Short task: Go through the data below and gather each line containing "components".

Information shown:

++++

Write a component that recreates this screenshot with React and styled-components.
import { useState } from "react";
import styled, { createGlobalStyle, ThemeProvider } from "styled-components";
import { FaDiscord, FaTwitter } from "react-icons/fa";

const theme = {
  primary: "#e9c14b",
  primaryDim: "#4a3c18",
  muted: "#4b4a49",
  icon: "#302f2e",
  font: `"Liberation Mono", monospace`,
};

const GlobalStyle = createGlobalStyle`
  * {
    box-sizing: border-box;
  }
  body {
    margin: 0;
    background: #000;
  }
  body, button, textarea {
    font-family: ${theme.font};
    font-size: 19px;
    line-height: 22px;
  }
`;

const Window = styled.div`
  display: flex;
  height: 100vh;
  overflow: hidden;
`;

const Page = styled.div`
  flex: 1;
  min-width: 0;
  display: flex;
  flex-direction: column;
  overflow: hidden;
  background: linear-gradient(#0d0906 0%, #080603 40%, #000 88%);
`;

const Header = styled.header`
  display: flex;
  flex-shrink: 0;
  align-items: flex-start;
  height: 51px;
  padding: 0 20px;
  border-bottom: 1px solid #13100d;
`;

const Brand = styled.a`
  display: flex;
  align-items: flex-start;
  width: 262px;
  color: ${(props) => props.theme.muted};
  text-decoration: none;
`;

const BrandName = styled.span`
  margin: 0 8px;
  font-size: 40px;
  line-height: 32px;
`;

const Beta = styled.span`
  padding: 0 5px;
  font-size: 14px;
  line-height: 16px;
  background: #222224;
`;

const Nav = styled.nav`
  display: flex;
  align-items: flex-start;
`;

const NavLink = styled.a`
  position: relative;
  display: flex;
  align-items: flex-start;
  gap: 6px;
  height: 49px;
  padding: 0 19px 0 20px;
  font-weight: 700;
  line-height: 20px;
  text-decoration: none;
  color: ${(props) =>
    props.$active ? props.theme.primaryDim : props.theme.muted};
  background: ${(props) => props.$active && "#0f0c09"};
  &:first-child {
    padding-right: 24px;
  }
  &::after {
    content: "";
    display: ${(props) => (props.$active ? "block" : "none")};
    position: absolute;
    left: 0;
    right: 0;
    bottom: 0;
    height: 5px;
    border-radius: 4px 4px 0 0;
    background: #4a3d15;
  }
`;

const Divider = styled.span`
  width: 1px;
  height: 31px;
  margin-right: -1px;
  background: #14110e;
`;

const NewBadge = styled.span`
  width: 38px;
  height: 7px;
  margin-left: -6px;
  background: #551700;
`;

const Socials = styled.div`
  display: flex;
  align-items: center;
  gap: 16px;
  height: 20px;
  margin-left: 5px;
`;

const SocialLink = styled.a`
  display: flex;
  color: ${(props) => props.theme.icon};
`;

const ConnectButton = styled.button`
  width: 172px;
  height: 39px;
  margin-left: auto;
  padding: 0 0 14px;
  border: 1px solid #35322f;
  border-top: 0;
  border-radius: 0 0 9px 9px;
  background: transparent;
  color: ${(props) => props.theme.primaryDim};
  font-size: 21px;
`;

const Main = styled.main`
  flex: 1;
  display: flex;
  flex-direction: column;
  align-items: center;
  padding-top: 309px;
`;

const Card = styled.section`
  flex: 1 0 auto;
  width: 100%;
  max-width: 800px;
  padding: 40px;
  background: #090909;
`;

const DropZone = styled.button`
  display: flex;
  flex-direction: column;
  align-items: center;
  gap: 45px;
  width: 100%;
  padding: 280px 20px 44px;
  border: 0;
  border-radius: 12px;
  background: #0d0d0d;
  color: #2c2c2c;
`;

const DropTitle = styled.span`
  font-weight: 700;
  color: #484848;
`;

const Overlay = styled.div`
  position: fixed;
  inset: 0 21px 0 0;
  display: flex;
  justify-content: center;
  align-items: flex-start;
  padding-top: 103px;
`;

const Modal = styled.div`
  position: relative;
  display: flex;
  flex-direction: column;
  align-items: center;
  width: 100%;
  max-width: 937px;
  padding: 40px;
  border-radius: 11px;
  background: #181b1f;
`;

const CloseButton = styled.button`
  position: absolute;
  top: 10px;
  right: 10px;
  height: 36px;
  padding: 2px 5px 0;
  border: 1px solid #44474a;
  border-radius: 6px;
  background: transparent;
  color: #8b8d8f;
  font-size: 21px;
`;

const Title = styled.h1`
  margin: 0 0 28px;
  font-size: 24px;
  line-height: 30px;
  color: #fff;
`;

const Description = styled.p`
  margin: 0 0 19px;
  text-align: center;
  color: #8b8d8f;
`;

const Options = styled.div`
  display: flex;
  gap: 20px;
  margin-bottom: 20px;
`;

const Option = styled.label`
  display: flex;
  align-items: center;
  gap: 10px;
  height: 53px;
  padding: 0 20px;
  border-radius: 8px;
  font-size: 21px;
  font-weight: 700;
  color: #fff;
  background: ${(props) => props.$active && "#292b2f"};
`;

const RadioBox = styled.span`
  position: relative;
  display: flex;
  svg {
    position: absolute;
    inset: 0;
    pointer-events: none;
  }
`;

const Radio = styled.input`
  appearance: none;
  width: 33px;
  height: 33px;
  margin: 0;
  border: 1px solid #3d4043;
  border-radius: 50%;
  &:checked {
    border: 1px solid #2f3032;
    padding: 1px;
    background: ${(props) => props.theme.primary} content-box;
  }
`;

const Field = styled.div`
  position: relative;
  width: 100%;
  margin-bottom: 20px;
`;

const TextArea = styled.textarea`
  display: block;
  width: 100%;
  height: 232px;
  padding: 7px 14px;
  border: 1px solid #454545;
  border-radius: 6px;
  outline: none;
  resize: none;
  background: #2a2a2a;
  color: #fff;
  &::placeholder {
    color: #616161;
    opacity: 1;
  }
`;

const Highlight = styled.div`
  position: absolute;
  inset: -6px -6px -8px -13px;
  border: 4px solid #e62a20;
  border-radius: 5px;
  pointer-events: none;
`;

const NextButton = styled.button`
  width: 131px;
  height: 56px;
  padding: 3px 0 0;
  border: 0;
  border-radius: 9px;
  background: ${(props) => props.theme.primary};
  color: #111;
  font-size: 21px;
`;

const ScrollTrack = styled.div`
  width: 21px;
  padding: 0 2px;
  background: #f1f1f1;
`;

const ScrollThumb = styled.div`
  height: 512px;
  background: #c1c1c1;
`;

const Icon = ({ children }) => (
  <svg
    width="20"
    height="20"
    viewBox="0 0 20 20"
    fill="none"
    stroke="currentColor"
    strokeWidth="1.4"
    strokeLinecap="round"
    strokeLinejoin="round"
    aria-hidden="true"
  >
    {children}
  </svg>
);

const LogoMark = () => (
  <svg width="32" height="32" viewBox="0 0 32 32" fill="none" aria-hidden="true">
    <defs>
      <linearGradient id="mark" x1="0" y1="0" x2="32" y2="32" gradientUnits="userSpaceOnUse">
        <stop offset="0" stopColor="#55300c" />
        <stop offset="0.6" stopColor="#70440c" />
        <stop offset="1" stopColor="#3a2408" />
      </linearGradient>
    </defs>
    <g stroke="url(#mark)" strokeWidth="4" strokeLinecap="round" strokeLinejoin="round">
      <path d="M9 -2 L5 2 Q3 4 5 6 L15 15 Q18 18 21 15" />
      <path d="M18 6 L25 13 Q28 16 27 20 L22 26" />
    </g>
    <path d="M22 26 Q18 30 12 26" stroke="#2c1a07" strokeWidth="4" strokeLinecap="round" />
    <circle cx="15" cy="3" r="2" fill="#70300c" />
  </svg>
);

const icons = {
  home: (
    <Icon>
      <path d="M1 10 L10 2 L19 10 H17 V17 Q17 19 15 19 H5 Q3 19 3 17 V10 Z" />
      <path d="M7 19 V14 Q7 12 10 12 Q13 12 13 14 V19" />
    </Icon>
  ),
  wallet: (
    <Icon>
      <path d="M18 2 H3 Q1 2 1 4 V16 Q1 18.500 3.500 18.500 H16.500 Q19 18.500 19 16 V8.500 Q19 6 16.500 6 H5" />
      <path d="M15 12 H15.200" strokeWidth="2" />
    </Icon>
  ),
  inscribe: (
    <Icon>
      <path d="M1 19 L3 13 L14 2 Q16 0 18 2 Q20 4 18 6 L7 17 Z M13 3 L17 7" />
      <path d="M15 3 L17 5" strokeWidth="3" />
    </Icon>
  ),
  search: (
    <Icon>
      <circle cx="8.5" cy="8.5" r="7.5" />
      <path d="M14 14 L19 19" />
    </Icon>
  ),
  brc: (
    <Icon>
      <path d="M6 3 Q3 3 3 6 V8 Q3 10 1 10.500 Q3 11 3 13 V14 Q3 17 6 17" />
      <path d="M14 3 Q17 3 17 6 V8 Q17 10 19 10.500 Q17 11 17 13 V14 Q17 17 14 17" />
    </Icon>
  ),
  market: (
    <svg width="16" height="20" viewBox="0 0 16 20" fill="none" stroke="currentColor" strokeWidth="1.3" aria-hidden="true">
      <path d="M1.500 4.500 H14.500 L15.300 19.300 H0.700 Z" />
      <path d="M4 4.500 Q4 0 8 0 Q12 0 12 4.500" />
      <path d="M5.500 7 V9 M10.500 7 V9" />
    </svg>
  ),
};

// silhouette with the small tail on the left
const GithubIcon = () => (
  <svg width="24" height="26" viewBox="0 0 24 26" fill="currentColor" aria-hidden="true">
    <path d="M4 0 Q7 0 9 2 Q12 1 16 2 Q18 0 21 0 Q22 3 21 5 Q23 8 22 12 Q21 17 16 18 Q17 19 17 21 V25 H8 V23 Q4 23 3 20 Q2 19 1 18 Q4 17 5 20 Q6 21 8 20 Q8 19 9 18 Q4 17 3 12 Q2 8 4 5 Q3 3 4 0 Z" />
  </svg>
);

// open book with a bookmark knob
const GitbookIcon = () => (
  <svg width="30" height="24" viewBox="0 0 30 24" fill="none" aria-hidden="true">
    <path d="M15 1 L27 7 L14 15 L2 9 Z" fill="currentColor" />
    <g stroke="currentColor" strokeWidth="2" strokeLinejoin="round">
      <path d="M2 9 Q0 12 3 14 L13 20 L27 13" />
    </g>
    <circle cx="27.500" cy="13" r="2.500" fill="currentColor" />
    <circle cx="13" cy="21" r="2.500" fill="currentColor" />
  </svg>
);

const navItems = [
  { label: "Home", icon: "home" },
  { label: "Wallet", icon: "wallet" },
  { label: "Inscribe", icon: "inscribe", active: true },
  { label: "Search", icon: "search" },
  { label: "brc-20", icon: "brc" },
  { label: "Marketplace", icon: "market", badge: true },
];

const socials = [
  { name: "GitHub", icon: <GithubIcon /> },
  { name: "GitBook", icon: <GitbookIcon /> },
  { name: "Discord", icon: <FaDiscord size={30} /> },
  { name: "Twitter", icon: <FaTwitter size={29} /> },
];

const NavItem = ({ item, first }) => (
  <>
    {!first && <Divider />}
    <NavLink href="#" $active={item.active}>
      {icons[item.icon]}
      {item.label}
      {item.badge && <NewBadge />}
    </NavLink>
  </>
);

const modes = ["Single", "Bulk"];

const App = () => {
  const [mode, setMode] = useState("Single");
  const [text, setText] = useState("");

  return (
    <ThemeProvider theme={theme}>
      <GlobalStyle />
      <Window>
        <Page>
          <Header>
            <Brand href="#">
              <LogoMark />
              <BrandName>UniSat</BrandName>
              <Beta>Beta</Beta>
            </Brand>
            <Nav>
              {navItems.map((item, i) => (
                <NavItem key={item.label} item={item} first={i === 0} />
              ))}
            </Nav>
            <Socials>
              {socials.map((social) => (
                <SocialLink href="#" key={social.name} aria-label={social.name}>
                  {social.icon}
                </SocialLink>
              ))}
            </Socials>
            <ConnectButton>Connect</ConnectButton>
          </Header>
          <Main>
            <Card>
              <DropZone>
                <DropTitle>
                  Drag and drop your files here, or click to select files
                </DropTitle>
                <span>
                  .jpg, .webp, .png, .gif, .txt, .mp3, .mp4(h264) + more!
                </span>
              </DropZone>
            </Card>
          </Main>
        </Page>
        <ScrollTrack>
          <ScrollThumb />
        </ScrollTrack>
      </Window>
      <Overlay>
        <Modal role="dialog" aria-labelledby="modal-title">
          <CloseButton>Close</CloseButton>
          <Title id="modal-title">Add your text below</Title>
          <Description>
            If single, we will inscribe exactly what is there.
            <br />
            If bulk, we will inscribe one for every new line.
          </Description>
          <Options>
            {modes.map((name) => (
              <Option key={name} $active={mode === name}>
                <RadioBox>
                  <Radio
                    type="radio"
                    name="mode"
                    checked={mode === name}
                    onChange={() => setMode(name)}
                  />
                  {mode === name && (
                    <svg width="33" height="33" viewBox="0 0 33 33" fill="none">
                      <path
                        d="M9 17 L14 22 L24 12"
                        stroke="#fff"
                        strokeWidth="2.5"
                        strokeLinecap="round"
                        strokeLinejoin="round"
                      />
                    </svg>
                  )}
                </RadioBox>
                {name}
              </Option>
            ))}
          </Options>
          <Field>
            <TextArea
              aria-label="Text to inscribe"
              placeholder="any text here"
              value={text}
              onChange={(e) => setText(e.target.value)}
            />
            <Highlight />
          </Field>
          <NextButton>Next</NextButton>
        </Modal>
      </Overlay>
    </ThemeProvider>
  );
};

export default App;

++++

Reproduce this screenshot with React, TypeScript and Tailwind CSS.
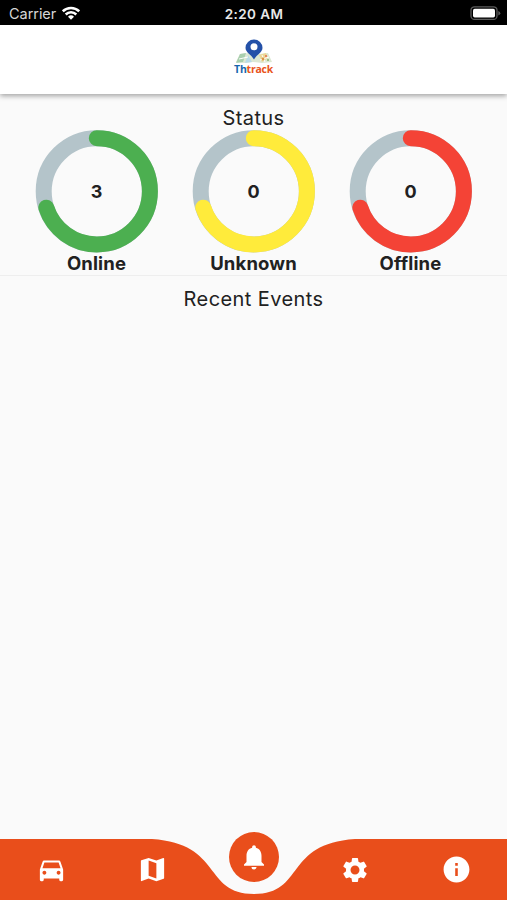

++++

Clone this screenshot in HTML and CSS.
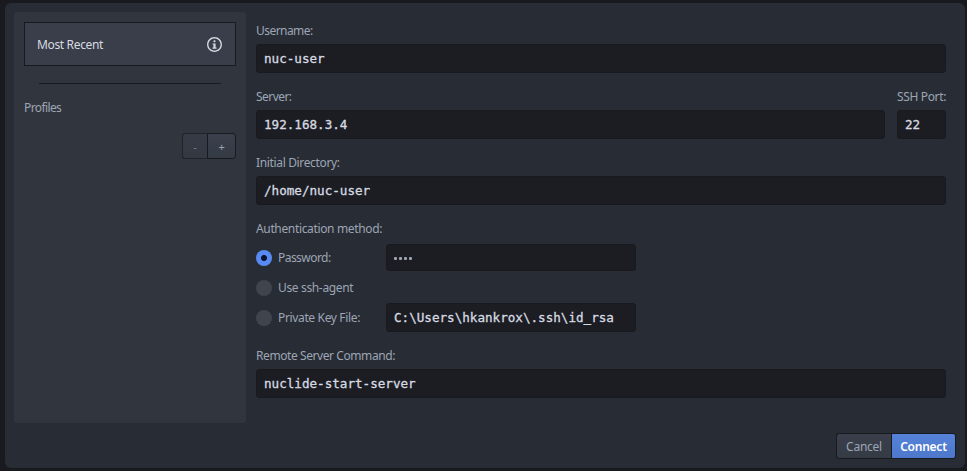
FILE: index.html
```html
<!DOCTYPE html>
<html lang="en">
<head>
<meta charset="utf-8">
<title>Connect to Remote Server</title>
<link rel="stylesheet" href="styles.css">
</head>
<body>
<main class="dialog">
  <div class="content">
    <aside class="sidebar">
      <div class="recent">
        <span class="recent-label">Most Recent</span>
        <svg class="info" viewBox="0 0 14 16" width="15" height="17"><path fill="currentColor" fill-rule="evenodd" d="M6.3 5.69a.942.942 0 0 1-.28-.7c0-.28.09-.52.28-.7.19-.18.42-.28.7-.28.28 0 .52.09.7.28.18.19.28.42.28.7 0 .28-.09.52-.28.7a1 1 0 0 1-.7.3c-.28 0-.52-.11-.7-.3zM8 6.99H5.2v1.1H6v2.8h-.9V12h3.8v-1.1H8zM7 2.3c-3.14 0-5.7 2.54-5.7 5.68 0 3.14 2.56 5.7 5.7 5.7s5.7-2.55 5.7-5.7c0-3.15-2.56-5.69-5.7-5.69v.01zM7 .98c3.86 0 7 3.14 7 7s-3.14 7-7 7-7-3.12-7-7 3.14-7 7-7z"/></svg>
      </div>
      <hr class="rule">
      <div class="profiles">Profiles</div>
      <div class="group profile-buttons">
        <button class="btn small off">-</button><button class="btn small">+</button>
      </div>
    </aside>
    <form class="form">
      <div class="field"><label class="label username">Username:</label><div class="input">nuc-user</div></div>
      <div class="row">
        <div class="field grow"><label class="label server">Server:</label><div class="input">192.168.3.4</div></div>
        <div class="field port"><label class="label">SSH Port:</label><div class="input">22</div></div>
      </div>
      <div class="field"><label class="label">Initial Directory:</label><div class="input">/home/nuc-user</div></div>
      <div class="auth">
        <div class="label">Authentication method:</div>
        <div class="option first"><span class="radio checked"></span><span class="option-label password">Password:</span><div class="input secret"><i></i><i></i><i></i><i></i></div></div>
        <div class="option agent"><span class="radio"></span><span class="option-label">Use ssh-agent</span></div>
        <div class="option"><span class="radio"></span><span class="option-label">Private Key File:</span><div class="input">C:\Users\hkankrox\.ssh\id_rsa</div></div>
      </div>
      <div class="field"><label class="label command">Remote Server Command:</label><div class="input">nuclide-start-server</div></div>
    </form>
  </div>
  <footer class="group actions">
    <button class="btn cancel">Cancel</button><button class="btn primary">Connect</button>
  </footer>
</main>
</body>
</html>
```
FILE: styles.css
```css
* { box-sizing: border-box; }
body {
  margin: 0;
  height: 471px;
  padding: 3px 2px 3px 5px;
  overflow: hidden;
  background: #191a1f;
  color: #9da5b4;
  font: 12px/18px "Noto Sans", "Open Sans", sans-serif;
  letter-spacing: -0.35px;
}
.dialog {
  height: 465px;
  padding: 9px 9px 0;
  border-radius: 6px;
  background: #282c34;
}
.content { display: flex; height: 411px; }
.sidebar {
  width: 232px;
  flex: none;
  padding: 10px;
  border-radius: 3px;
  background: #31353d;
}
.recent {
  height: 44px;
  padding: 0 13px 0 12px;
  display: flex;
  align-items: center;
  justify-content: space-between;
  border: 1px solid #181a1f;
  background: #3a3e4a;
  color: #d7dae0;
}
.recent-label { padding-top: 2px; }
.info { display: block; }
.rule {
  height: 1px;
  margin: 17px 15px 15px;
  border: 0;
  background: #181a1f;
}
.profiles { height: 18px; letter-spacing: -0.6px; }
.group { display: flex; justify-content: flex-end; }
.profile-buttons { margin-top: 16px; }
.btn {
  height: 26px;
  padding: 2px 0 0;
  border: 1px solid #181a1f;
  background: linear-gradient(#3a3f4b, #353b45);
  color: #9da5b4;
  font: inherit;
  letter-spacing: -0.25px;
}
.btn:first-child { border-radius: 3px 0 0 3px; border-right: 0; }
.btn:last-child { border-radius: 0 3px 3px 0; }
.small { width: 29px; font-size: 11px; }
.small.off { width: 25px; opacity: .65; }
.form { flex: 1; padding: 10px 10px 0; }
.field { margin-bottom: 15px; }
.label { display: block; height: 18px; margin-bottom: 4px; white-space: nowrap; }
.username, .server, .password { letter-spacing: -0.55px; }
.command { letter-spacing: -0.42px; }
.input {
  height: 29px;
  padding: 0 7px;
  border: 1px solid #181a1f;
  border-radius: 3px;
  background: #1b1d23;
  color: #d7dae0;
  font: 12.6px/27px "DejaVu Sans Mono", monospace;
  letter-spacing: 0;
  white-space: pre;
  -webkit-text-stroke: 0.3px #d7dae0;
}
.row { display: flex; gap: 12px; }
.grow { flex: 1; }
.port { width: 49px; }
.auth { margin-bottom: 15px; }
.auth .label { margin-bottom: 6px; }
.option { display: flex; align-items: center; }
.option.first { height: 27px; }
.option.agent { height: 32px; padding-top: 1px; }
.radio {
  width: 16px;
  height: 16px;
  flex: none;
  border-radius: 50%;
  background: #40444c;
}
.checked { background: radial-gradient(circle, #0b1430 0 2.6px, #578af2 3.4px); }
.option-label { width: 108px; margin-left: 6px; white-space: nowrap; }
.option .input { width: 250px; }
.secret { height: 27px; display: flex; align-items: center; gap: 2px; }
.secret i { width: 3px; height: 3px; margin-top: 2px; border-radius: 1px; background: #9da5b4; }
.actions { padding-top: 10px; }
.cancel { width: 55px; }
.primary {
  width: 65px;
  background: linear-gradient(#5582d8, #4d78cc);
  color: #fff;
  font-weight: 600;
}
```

++++

Solution to this problem:
Write a component that recreates this screenshot with React and styled-components.
import styled, { createGlobalStyle, ThemeProvider } from "styled-components";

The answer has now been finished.